**Written request**
Your task is to repeat the lines below exactly, excluding any pictures they contain.

**Supplied information**
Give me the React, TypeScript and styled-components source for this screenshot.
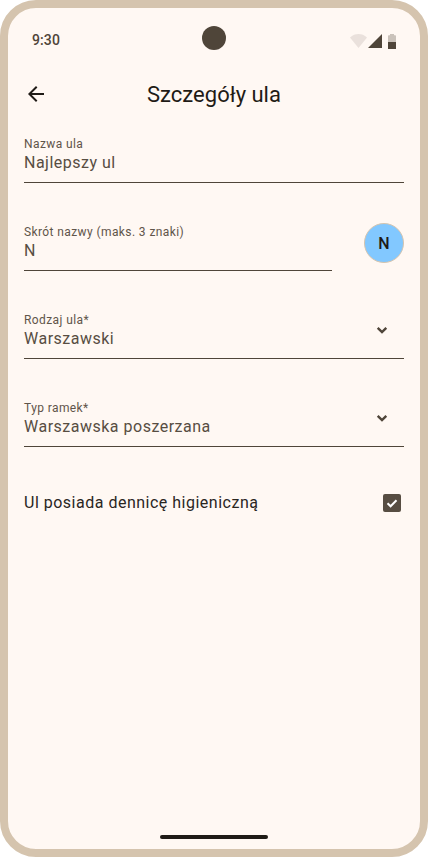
import styled, {createGlobalStyle} from 'styled-components';

const GlobalStyle = createGlobalStyle`
   * {
      box-sizing: border-box;
   }
   html, body {
      margin: 0;
      padding: 0;
      background: #fff;
   }
   body {
      font-family: 'Roboto', 'Liberation Sans', sans-serif;
   }
`;

const Frame = styled.div`
   width: 428px;
   height: 857px;
   display: flex;
   flex-direction: column;
   overflow: hidden;
   border: 8px solid #d5c4ae;
   border-radius: 36px;
   background: #fff8f3;
`;
const StatusBar = styled.div`
   height: 54px;
   flex: none;
   display: grid;
   grid-template-columns: 1fr 24px 1fr;
   align-items: start;
   padding: 18px 24px 0;
`;
const Time = styled.span`
   font-size: 14px;
   font-weight: 500;
   line-height: 28px;
   letter-spacing: 0.1px;
   color: #4f4539;
`;
const Camera = styled.div`
   width: 24px;
   height: 24px;
   border-radius: 50%;
   background: #4f4539;
`;
const StatusIcons = styled.div`
   display: flex;
   justify-content: flex-end;
   padding-top: 8px;
`;
const AppBar = styled.header`
   height: 64px;
   flex: none;
   display: grid;
   grid-template-columns: 56px 1fr 56px;
   align-items: center;
   padding: 0 4px;
`;
const BackButton = styled.button`
   width: 48px;
   height: 48px;
   padding: 0;
   border: 0;
   display: flex;
   justify-content: center;
   align-items: center;
   background: none;
   color: #1f1b16;
`;
const Title = styled.h1`
   margin: 1px 0 0;
   text-align: center;
   font-size: 22px;
   font-weight: 400;
   line-height: 28px;
   color: #1f1b16;
`;
const Form = styled.main`
   flex: 1 1 auto;
   display: flex;
   flex-direction: column;
   gap: 32px;
   padding: 1px 16px 0;
`;
const Row = styled.div`
   display: flex;
   align-items: center;
   gap: 32px;
`;
const Field = styled.div`
   flex: none;
   height: 56px;
   display: flex;
   align-items: center;
   justify-content: space-between;
   border-bottom: 1px solid #4f4539;
`;
const ShortField = styled(Field)`
   flex: 1 1 auto;
`;
const FieldText = styled.div`
   display: flex;
   flex-direction: column;
`;
const Label = styled.span`
   font-size: 12px;
   line-height: 16px;
   letter-spacing: 0.4px;
   color: #5f554a;
`;
const Value = styled.span`
   font-size: 16px;
   line-height: 22px;
   letter-spacing: 0.5px;
   color: #574d42;
`;
const Avatar = styled.div`
   width: 40px;
   height: 40px;
   flex: none;
   display: flex;
   justify-content: center;
   align-items: center;
   border: 1px solid #d5c4ae;
   border-radius: 50%;
   background: #82c8ff;
   font-size: 16px;
   font-weight: 500;
   color: #1f1b16;
`;
const Chevron = styled.svg`
   flex: none;
   margin-right: 10px;
   margin-bottom: 2px;
   color: #4f4539;
`;
const CheckRow = styled.div`
   display: flex;
   justify-content: space-between;
   align-items: center;
   height: 24px;
   margin-top: 12px;
   padding-right: 3px;
`;
const CheckLabel = styled.span`
   font-size: 16px;
   line-height: 24px;
   letter-spacing: 0.5px;
   color: #2a261f;
`;
const Checkbox = styled.span`
   width: 18px;
   height: 18px;
   display: flex;
   justify-content: center;
   align-items: center;
   border-radius: 2px;
   background: #574d42;
`;
const HomeArea = styled.div`
   height: 24px;
   flex: none;
   display: flex;
   justify-content: center;
   padding-top: 10px;
`;
const HomeBar = styled.div`
   width: 108px;
   height: 4px;
   border-radius: 2px;
   background: #1f1b16;
`;

const ChevronDown = () => (
   <Chevron width='24' height='24' viewBox='0 0 24 24' fill='none'>
      <path d='M7.700 9.800 12 14.100l4.300-4.300' stroke='currentColor' strokeWidth='2.400' />
   </Chevron>
);

const App = () => (
   <>
      <GlobalStyle />
      <Frame>
         <StatusBar>
            <Time>9:30</Time>
            <Camera />
            <StatusIcons>
               <svg width='46' height='15' viewBox='0 0 46 15'>
                  <path d='M0 3.500C2.500 1 5.500 0 8.500 0s6 1 8.500 3.500L8.500 14z' fill='#4f4539' opacity='0.12' />
                  <path d='M32 0v14H18z' fill='#4f4539' />
                  <path d='M38 8V2q0-.7.7-.7h1.300V0h4v1.300h1.300q.7 0 .7.700v6z' fill='#4f4539' opacity='0.3' />
                  <rect x='38' y='8' width='8' height='7' fill='#4f4539' />
               </svg>
            </StatusIcons>
         </StatusBar>
         <AppBar>
            <BackButton type='button' aria-label='Wstecz'>
               <svg width='24' height='24' viewBox='0 0 24 24' fill='currentColor'>
                  <path d='M20 11H7.830l5.590-5.590L12 4l-8 8 8 8 1.410-1.410L7.830 13H20z' />
               </svg>
            </BackButton>
            <Title>Szczegóły ula</Title>
         </AppBar>
         <Form>
            <Field>
               <FieldText>
                  <Label>Nazwa ula</Label>
                  <Value>Najlepszy ul</Value>
               </FieldText>
            </Field>
            <Row>
               <ShortField>
                  <FieldText>
                     <Label>Skrót nazwy (maks. 3 znaki)</Label>
                     <Value>N</Value>
                  </FieldText>
               </ShortField>
               <Avatar>N</Avatar>
            </Row>
            <Field>
               <FieldText>
                  <Label>Rodzaj ula*</Label>
                  <Value>Warszawski</Value>
               </FieldText>
               <ChevronDown />
            </Field>
            <Field>
               <FieldText>
                  <Label>Typ ramek*</Label>
                  <Value>Warszawska poszerzana</Value>
               </FieldText>
               <ChevronDown />
            </Field>
            <CheckRow>
               <CheckLabel>Ul posiada dennicę higieniczną</CheckLabel>
               <Checkbox>
                  <svg width='14' height='14' viewBox='0 0 14 14' fill='none'>
                     <path d='M2.500 7.200 5.600 10.300 11.500 4.200' stroke='#fff' strokeWidth='2' />
                  </svg>
               </Checkbox>
            </CheckRow>
         </Form>
         <HomeArea>
            <HomeBar />
         </HomeArea>
      </Frame>
   </>
);
export default App;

**Right answer**
Give me the React, TypeScript and styled-components source for this screenshot.
import styled, {createGlobalStyle} from 'styled-components';

const GlobalStyle = createGlobalStyle`
   * {
      box-sizing: border-box;
   }
   html, body {
      margin: 0;
      padding: 0;
      background: #fff;
   }
   body {
      font-family: 'Roboto', 'Liberation Sans', sans-serif;
   }
`;

const Frame = styled.div`
   width: 428px;
   height: 857px;
   display: flex;
   flex-direction: column;
   overflow: hidden;
   border: 8px solid #d5c4ae;
   border-radius: 36px;
   background: #fff8f3;
`;
const StatusBar = styled.div`
   height: 54px;
   flex: none;
   display: grid;
   grid-template-columns: 1fr 24px 1fr;
   align-items: start;
   padding: 18px 24px 0;
`;
const Time = styled.span`
   font-size: 14px;
   font-weight: 500;
   line-height: 28px;
   letter-spacing: 0.1px;
   color: #4f4539;
`;
const Camera = styled.div`
   width: 24px;
   height: 24px;
   border-radius: 50%;
   background: #4f4539;
`;
const StatusIcons = styled.div`
   display: flex;
   justify-content: flex-end;
   padding-top: 8px;
`;
const AppBar = styled.header`
   height: 64px;
   flex: none;
   display: grid;
   grid-template-columns: 56px 1fr 56px;
   align-items: center;
   padding: 0 4px;
`;
const BackButton = styled.button`
   width: 48px;
   height: 48px;
   padding: 0;
   border: 0;
   display: flex;
   justify-content: center;
   align-items: center;
   background: none;
   color: #1f1b16;
`;
const Title = styled.h1`
   margin: 1px 0 0;
   text-align: center;
   font-size: 22px;
   font-weight: 400;
   line-height: 28px;
   color: #1f1b16;
`;
const Form = styled.main`
   flex: 1 1 auto;
   display: flex;
   flex-direction: column;
   gap: 32px;
   padding: 1px 16px 0;
`;
const Row = styled.div`
   display: flex;
   align-items: center;
   gap: 32px;
`;
const Field = styled.div`
   flex: none;
   height: 56px;
   display: flex;
   align-items: center;
   justify-content: space-between;
   border-bottom: 1px solid #4f4539;
`;
const ShortField = styled(Field)`
   flex: 1 1 auto;
`;
const FieldText = styled.div`
   display: flex;
   flex-direction: column;
`;
const Label = styled.span`
   font-size: 12px;
   line-height: 16px;
   letter-spacing: 0.4px;
   color: #5f554a;
`;
const Value = styled.span`
   font-size: 16px;
   line-height: 22px;
   letter-spacing: 0.5px;
   color: #574d42;
`;
const Avatar = styled.div`
   width: 40px;
   height: 40px;
   flex: none;
   display: flex;
   justify-content: center;
   align-items: center;
   border: 1px solid #d5c4ae;
   border-radius: 50%;
   background: #82c8ff;
   font-size: 16px;
   font-weight: 500;
   color: #1f1b16;
`;
const Chevron = styled.svg`
   flex: none;
   margin-right: 10px;
   margin-bottom: 2px;
   color: #4f4539;
`;
const CheckRow = styled.div`
   display: flex;
   justify-content: space-between;
   align-items: center;
   height: 24px;
   margin-top: 12px;
   padding-right: 3px;
`;
const CheckLabel = styled.span`
   font-size: 16px;
   line-height: 24px;
   letter-spacing: 0.5px;
   color: #2a261f;
`;
const Checkbox = styled.span`
   width: 18px;
   height: 18px;
   display: flex;
   justify-content: center;
   align-items: center;
   border-radius: 2px;
   background: #574d42;
`;
const HomeArea = styled.div`
   height: 24px;
   flex: none;
   display: flex;
   justify-content: center;
   padding-top: 10px;
`;
const HomeBar = styled.div`
   width: 108px;
   height: 4px;
   border-radius: 2px;
   background: #1f1b16;
`;

const ChevronDown = () => (
   <Chevron width='24' height='24' viewBox='0 0 24 24' fill='none'>
      <path d='M7.700 9.800 12 14.100l4.300-4.300' stroke='currentColor' strokeWidth='2.400' />
   </Chevron>
);

const App = () => (
   <>
      <GlobalStyle />
      <Frame>
         <StatusBar>
            <Time>9:30</Time>
            <Camera />
            <StatusIcons>
               <svg width='46' height='15' viewBox='0 0 46 15'>
                  <path d='M0 3.500C2.500 1 5.500 0 8.500 0s6 1 8.500 3.500L8.500 14z' fill='#4f4539' opacity='0.12' />
                  <path d='M32 0v14H18z' fill='#4f4539' />
                  <path d='M38 8V2q0-.7.7-.7h1.300V0h4v1.300h1.300q.7 0 .7.700v6z' fill='#4f4539' opacity='0.3' />
                  <rect x='38' y='8' width='8' height='7' fill='#4f4539' />
               </svg>
            </StatusIcons>
         </StatusBar>
         <AppBar>
            <BackButton type='button' aria-label='Wstecz'>
               <svg width='24' height='24' viewBox='0 0 24 24' fill='currentColor'>
                  <path d='M20 11H7.830l5.590-5.590L12 4l-8 8 8 8 1.410-1.410L7.830 13H20z' />
               </svg>
            </BackButton>
            <Title>Szczegóły ula</Title>
         </AppBar>
         <Form>
            <Field>
               <FieldText>
                  <Label>Nazwa ula</Label>
                  <Value>Najlepszy ul</Value>
               </FieldText>
            </Field>
            <Row>
               <ShortField>
                  <FieldText>
                     <Label>Skrót nazwy (maks. 3 znaki)</Label>
                     <Value>N</Value>
                  </FieldText>
               </ShortField>
               <Avatar>N</Avatar>
            </Row>
            <Field>
               <FieldText>
                  <Label>Rodzaj ula*</Label>
                  <Value>Warszawski</Value>
               </FieldText>
               <ChevronDown />
            </Field>
            <Field>
               <FieldText>
                  <Label>Typ ramek*</Label>
                  <Value>Warszawska poszerzana</Value>
               </FieldText>
               <ChevronDown />
            </Field>
            <CheckRow>
               <CheckLabel>Ul posiada dennicę higieniczną</CheckLabel>
               <Checkbox>
                  <svg width='14' height='14' viewBox='0 0 14 14' fill='none'>
                     <path d='M2.500 7.200 5.600 10.300 11.500 4.200' stroke='#fff' strokeWidth='2' />
                  </svg>
               </Checkbox>
            </CheckRow>
         </Form>
         <HomeArea>
            <HomeBar />
         </HomeArea>
      </Frame>
   </>
);
export default App;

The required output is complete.